В тех случаях, когда герой воспитывается в женском монастыре, причина ухода иная. Про героя говорится: «Взял погуливать, с монашками поигрывать. Стали монашки жалиться игуменше»… Игуменья решает: «Можно выпустить отселе вон, теперь же найдет хлеб себе» (См. 186).
Игуменья отпускает героя теми же словами, что и другие приемные родители. Он достиг зрелости. В буслаевском тексте он растлевает всех монахинь и игуменью. Другими словами, достижение мальчиком зрелости есть основная причина его ухода, а поводы ухода в фольклоре весьма разнообразны.
Герой покидает остров, и повествование вступает в новый фазис.

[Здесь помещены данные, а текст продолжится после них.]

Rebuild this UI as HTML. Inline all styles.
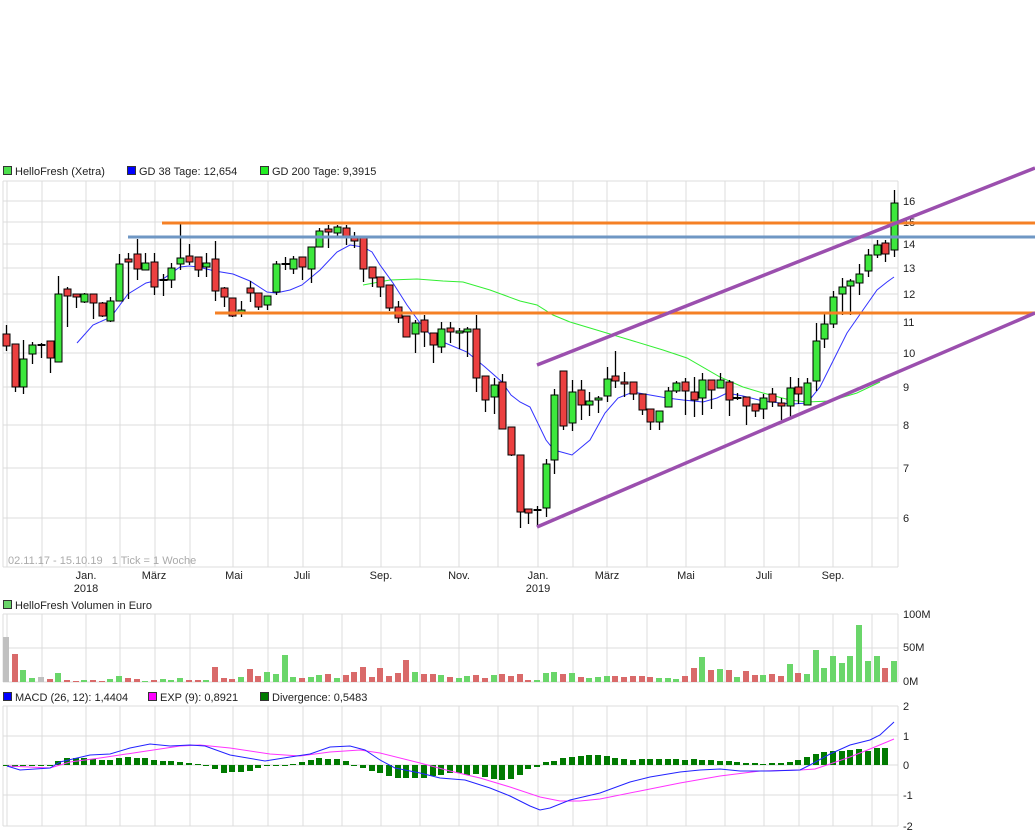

7. Уход. Куда уходит герой? Обряд имел своей целью приуготовить мальчика к браку. Герой обычной волшебной сказки, после того как получил волшебный дар, или волшебные способности, или помощника, уходит в царство своей будущей жены, где при помощи волшебного средства он разрешает трудную задачу царевны и затем женится на ней. Этот канонический для сказочного героя путь отражает вступление жениха в род жены, отражает матрилокальный брак.
Сказочный канон требует, чтобы пришелец, вышедший в царство жены, был безродным. Это отражает некоторую весьма древнюю бытовую действительность. Жених, получивший новое имя (а мы видели, что и Эдип нарекается), симулировал, что не знал своего родства, он вышел из рода отца и еще не вошел в род своей жены. Это – мотив «Незнайки», героя, не помнящего ни отца, ни матери. Русская сказка об Эдипе действительно содержит этот мотив очень ясно. Прибыв в город, в котором ему предлагают жениться, русский Эдип на вопрос о том, кто он, отвечает: «Я своех родин не знаю, я с намастыря такого, воспитан у намастыре» (См. 186); или: «А йа шiрота (сирота) барз жало́сна, бо йа оца, ма́цер нье мам, а за родзiну нье знам» (Гнат. 49).
Таков именно канонический путь будущего вождя. Это неузнанное прибытие мы имеем в «Эдипе». Покинув страну царя Полиба, он, считающий себя царским сыном, вступает в Фиванскую область не как царский сын, даже не на коне или колеснице, а как странник, как чужеродный, одинокий, никому неведомый путник. По ходу событий в этом нет никакой необходимости. Он мог бы ездить на колеснице, прекрасно вооруженным. Но этого нет, потому что здесь отражена традиция «Незнайки».